» GIVEN EXERCISE
All of the data should be output character for character, except the pictures.

» SUPPLIED MATERIAL
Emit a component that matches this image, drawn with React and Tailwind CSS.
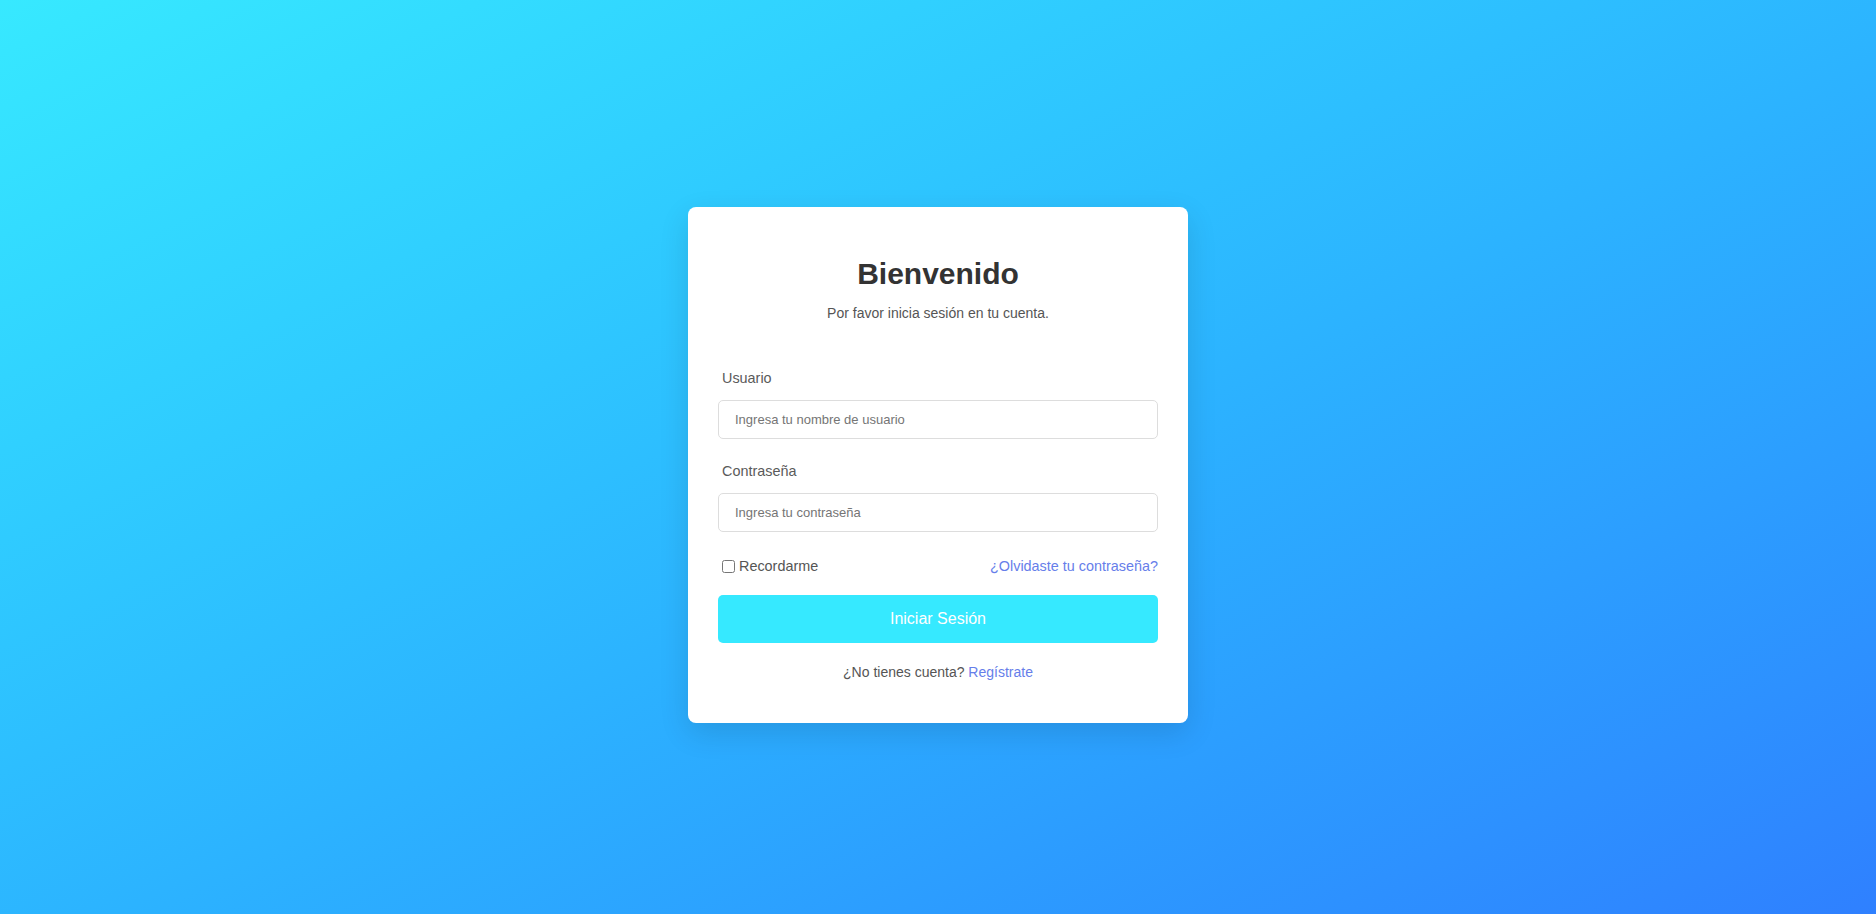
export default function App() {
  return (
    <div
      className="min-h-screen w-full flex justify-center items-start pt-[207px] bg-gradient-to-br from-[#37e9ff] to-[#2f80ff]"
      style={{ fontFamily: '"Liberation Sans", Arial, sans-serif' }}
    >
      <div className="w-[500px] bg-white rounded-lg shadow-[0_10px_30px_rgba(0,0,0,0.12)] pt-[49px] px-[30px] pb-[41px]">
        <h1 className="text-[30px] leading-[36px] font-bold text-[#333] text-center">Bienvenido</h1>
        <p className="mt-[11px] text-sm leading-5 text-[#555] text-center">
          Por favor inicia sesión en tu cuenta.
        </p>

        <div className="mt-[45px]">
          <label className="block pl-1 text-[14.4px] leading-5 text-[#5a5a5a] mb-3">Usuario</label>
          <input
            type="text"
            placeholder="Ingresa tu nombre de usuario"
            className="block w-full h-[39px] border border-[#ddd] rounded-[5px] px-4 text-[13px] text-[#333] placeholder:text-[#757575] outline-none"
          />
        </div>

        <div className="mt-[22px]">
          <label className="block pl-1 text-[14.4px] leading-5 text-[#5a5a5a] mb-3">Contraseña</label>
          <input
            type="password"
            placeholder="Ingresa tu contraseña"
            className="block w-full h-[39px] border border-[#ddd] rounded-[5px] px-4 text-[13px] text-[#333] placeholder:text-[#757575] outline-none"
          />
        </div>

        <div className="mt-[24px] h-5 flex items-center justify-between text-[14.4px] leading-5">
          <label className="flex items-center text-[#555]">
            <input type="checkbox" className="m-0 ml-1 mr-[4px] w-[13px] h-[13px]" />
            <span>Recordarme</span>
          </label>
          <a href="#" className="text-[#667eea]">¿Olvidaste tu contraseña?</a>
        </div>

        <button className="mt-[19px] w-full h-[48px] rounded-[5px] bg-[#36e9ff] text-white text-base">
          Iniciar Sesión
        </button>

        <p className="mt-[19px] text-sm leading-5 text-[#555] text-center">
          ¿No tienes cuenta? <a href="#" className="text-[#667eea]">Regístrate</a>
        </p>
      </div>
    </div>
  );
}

» RESPONSE
Emit a component that matches this image, drawn with React and Tailwind CSS.
export default function App() {
  return (
    <div
      className="min-h-screen w-full flex justify-center items-start pt-[207px] bg-gradient-to-br from-[#37e9ff] to-[#2f80ff]"
      style={{ fontFamily: '"Liberation Sans", Arial, sans-serif' }}
    >
      <div className="w-[500px] bg-white rounded-lg shadow-[0_10px_30px_rgba(0,0,0,0.12)] pt-[49px] px-[30px] pb-[41px]">
        <h1 className="text-[30px] leading-[36px] font-bold text-[#333] text-center">Bienvenido</h1>
        <p className="mt-[11px] text-sm leading-5 text-[#555] text-center">
          Por favor inicia sesión en tu cuenta.
        </p>

        <div className="mt-[45px]">
          <label className="block pl-1 text-[14.4px] leading-5 text-[#5a5a5a] mb-3">Usuario</label>
          <input
            type="text"
            placeholder="Ingresa tu nombre de usuario"
            className="block w-full h-[39px] border border-[#ddd] rounded-[5px] px-4 text-[13px] text-[#333] placeholder:text-[#757575] outline-none"
          />
        </div>

        <div className="mt-[22px]">
          <label className="block pl-1 text-[14.4px] leading-5 text-[#5a5a5a] mb-3">Contraseña</label>
          <input
            type="password"
            placeholder="Ingresa tu contraseña"
            className="block w-full h-[39px] border border-[#ddd] rounded-[5px] px-4 text-[13px] text-[#333] placeholder:text-[#757575] outline-none"
          />
        </div>

        <div className="mt-[24px] h-5 flex items-center justify-between text-[14.4px] leading-5">
          <label className="flex items-center text-[#555]">
            <input type="checkbox" className="m-0 ml-1 mr-[4px] w-[13px] h-[13px]" />
            <span>Recordarme</span>
          </label>
          <a href="#" className="text-[#667eea]">¿Olvidaste tu contraseña?</a>
        </div>

        <button className="mt-[19px] w-full h-[48px] rounded-[5px] bg-[#36e9ff] text-white text-base">
          Iniciar Sesión
        </button>

        <p className="mt-[19px] text-sm leading-5 text-[#555] text-center">
          ¿No tienes cuenta? <a href="#" className="text-[#667eea]">Regístrate</a>
        </p>
      </div>
    </div>
  );
}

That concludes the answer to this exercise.